The momentum built up during this period with RDS publication persisted for decades, despite Fitzgerald's dramatic 1890 resignation from the Committee for Science, on the grounds that the RDS Council was dominated by the agricultural interests of its predominantly landlord membership. It had thus failed to appreciate and support his attempt to establish an honorific status of Fellow of the RDS, to which Fellows of the Royal Society would initially be entitled, and which would perpetuate itself subsequently as the main focus ot Irish scientific esteem, becoming an Irish RS.

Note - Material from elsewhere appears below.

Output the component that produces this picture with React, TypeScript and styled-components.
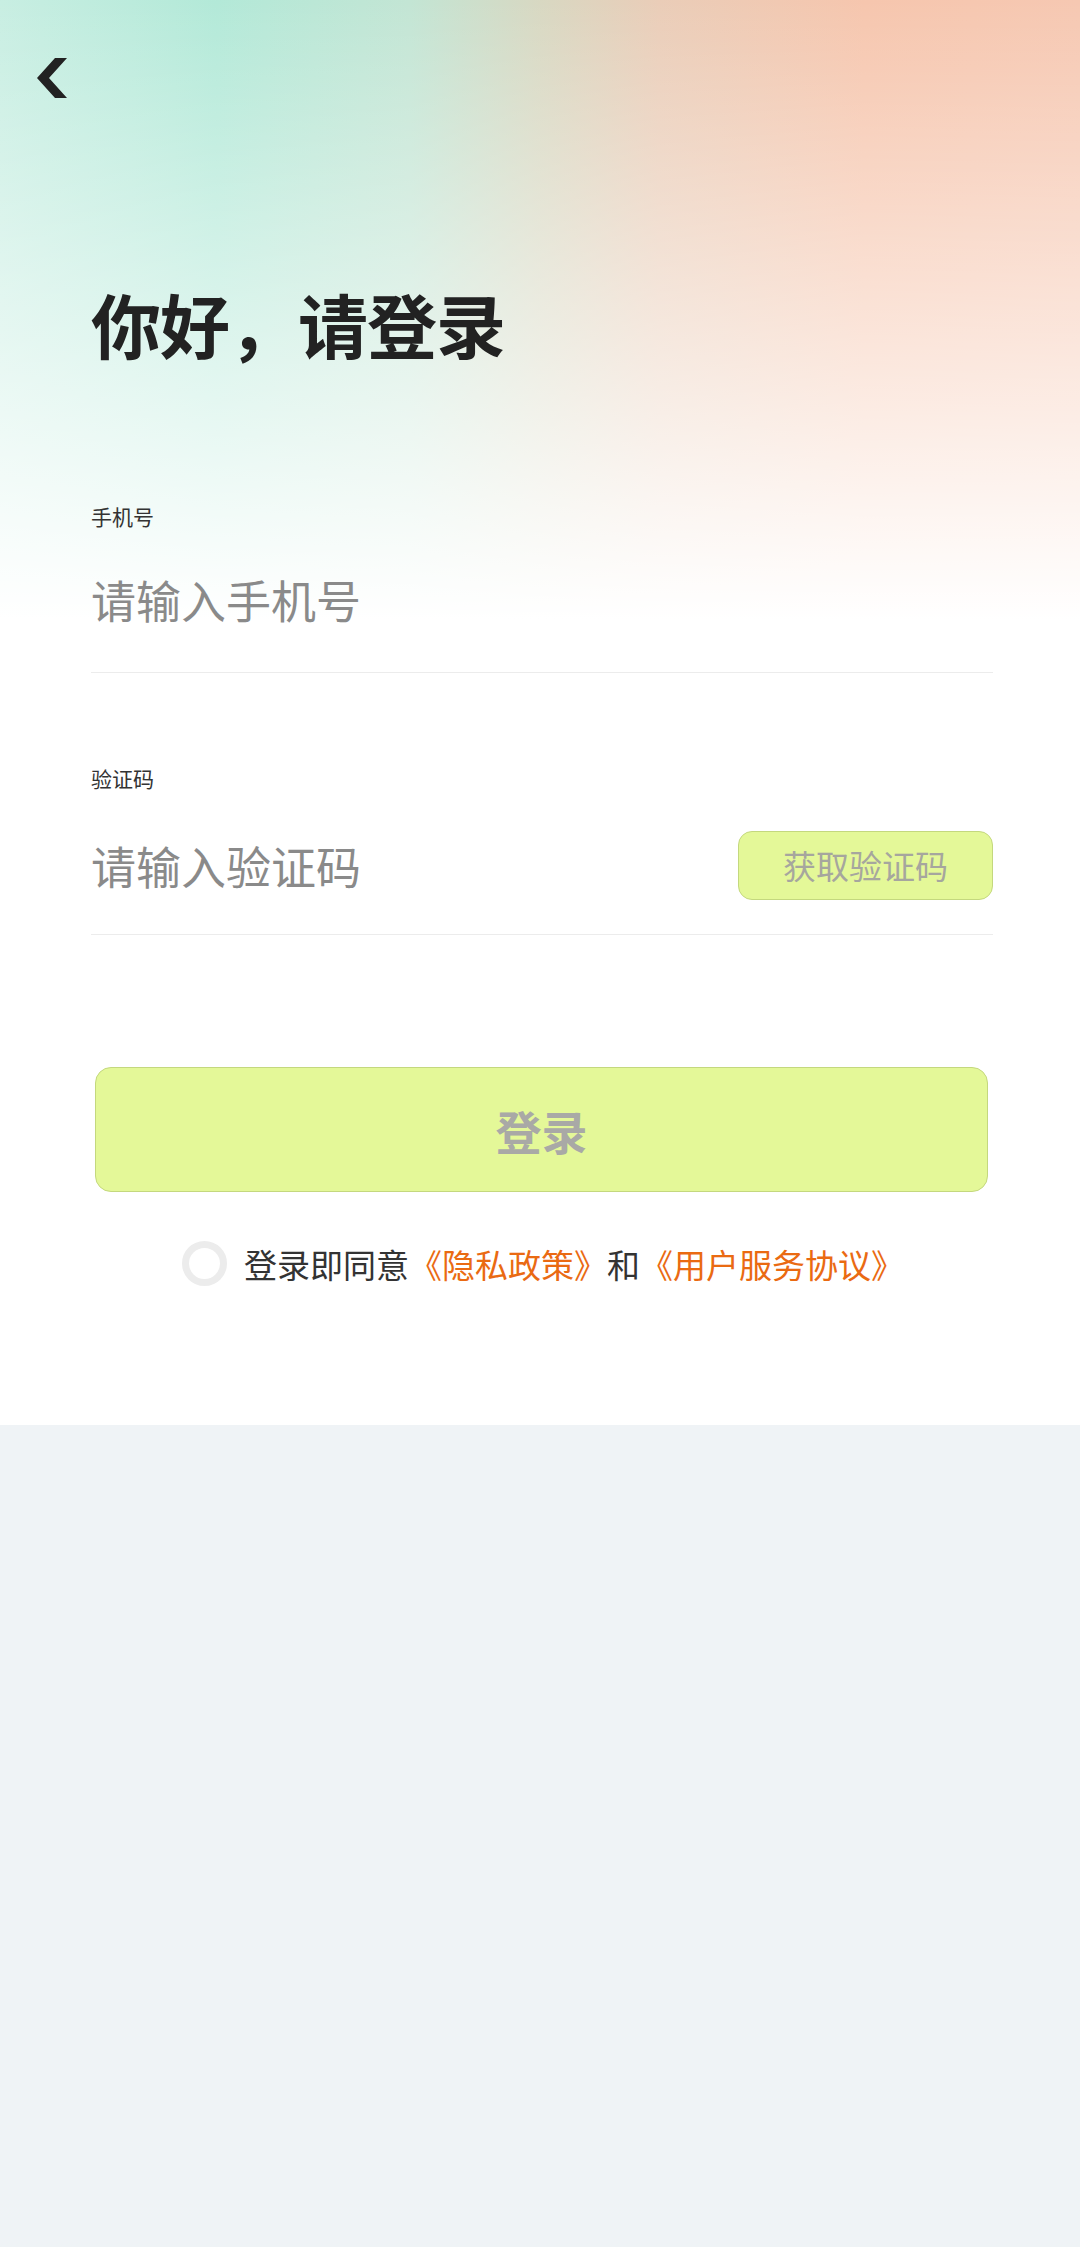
import React from "react";
import styled, { createGlobalStyle } from "styled-components";

const GlobalStyle = createGlobalStyle`
  html, body {
    margin: 0;
    padding: 0;
    background: #eff3f6;
    font-family: "Noto Sans CJK SC", "Noto Sans", sans-serif;
  }
  * { box-sizing: border-box; }
`;

const Page = styled.div`
  width: 1080px;
  height: 1425px;
  background-color: #fff;
  background-image:
    linear-gradient(to bottom, rgba(255, 255, 255, 0) 0px, #ffffff 620px),
    linear-gradient(
      to right,
      #c8eee2 0%,
      #b3e9d8 20%,
      #c3e5d4 38%,
      #d8d8c2 50%,
      #eacdb8 61%,
      #f6c6ae 80%,
      #f6c8b2 100%
    );
  background-repeat: no-repeat;
  display: flex;
  flex-direction: column;
`;

const TopBar = styled.div`
  padding: 58px 0 0 37px;
  height: 98px;
  display: flex;
  align-items: flex-start;
`;

const BackButton = styled.button`
  border: none;
  background: none;
  padding: 0;
  width: 30px;
  height: 40px;
  display: block;
  cursor: pointer;
`;

const Content = styled.div`
  padding: 0 87px 0 91px;
  display: flex;
  flex-direction: column;
`;

const Title = styled.h1`
  margin: 191px 0 0 0;
  font-size: 70px;
  line-height: 70px;
  font-weight: 700;
  color: #222;
  letter-spacing: -1px;
`;

const Field = styled.div<{ $gap: number }>`
  margin-top: ${(p) => p.$gap}px;
  display: flex;
  flex-direction: column;
`;

const Label = styled.label`
  font-size: 21px;
  line-height: 21px;
  color: #333;
`;

const InputRow = styled.div<{ $shift: number }>`
  height: 146px;
  padding-top: ${(p) => p.$shift}px;
  display: flex;
  align-items: center;
  justify-content: space-between;
  border-bottom: 1px solid #ececec;
`;

const Input = styled.input`
  flex: 1;
  min-width: 0;
  border: none;
  outline: none;
  background: transparent;
  padding: 0;
  font-family: "Noto Sans CJK SC", sans-serif;
  font-size: 45px;
  line-height: 50px;
  height: 50px;
  color: #333;
  &::placeholder {
    color: #8a8a8a;
  }
`;

const CodeButton = styled.button`
  width: 255px;
  height: 69px;
  border-radius: 14px;
  border: 1.5px solid #c4d87e;
  background: #e4f898;
  color: #a6a69e;
  font-family: "Noto Sans CJK SC", sans-serif;
  font-size: 33px;
  line-height: 1;
  padding: 0;
  flex-shrink: 0;
`;

const LoginButton = styled.button`
  margin: 132px 5px 0 4px;
  height: 125px;
  border-radius: 16px;
  border: 1.5px solid #c4d87e;
  background: #e4f898;
  color: #a9a9a6;
  font-family: "Noto Sans CJK SC", sans-serif;
  font-size: 46px;
  font-weight: 700;
  line-height: 1;
`;

const Agreement = styled.div`
  margin-top: 49px;
  display: flex;
  align-items: center;
  justify-content: center;
  gap: 17px;
  padding-left: 2px;
`;

const Radio = styled.span`
  width: 45px;
  height: 45px;
  border-radius: 50%;
  border: 7px solid #ececec;
  background: #fff;
  flex-shrink: 0;
`;

const AgreeText = styled.p`
  margin: 0;
  font-size: 33px;
  line-height: 44px;
  color: #333;
  white-space: nowrap;
`;

const Link = styled.span`
  color: #ea6a12;
`;

function BackIcon() {
  return (
    <svg width="30" height="40" viewBox="0 0 30 40">
      <polygon points="18,0 30,0 12,20 30,40 18,40 0,20" fill="#222" />
    </svg>
  );
}

export default function App() {
  return (
    <>
      <GlobalStyle />
      <Page>
        <TopBar>
          <BackButton aria-label="返回">
            <BackIcon />
          </BackButton>
        </TopBar>
        <Content>
          <Title>你好，请登录</Title>
          <Field $gap={147}>
            <Label>手机号</Label>
            <InputRow $shift={0}>
              <Input placeholder="请输入手机号" />
            </InputRow>
          </Field>
          <Field $gap={95}>
            <Label>验证码</Label>
            <InputRow $shift={8}>
              <Input placeholder="请输入验证码" />
              <CodeButton>获取验证码</CodeButton>
            </InputRow>
          </Field>
          <LoginButton>登录</LoginButton>
          <Agreement>
            <Radio />
            <AgreeText>
              登录即同意<Link>《隐私政策》</Link>和<Link>《用户服务协议》</Link>
            </AgreeText>
          </Agreement>
        </Content>
      </Page>
    </>
  );
}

In the foregoing there seems to me to be indications of the existence of an important ideological battleground, relating to the question of national identity, worthy of the attention of historians. The Academy would seem to have served as the intellectual focus of the emerging nation, on the basis of a broader inclusive version of what had become the standard European 'Baconian model'. The lead at this time was visibly with the literary people (like Samuel Ferguson and others) and this was acceptable to the RIA scientists. The RDS on the other hand was the focus of those who aspired to identify with the objectives of the Empire, and was a platform for recognition of scientists on the road to FRS status. Indeed, the second onslaught on the RIA by the RDS was associated with a re-naming as the RS of Dublin.

With the foregoing background, the Boyle Medal initiative of Joly may perhaps be seen, as one possible motivation hypothesis, as a nailing of the RS flag to the mast of the RDS, setting up the latter as the focus of an Irish FRS coterie, the better to get recognition for their colleagues at the Baconian pinnacle in London, and as an alternative road to the establishment in Ireland of an RS-like core-group, the road to Fellow of the RDS having been blocked by the action of the RDS Council, over which Fitzgerald had resigned. An alternative motivation hypothesis is the provision of an incentive to scientists to publish in in the RDS Proceedings, enhancing the role and prestige of the science section of the Society. These motivations are not incompatible.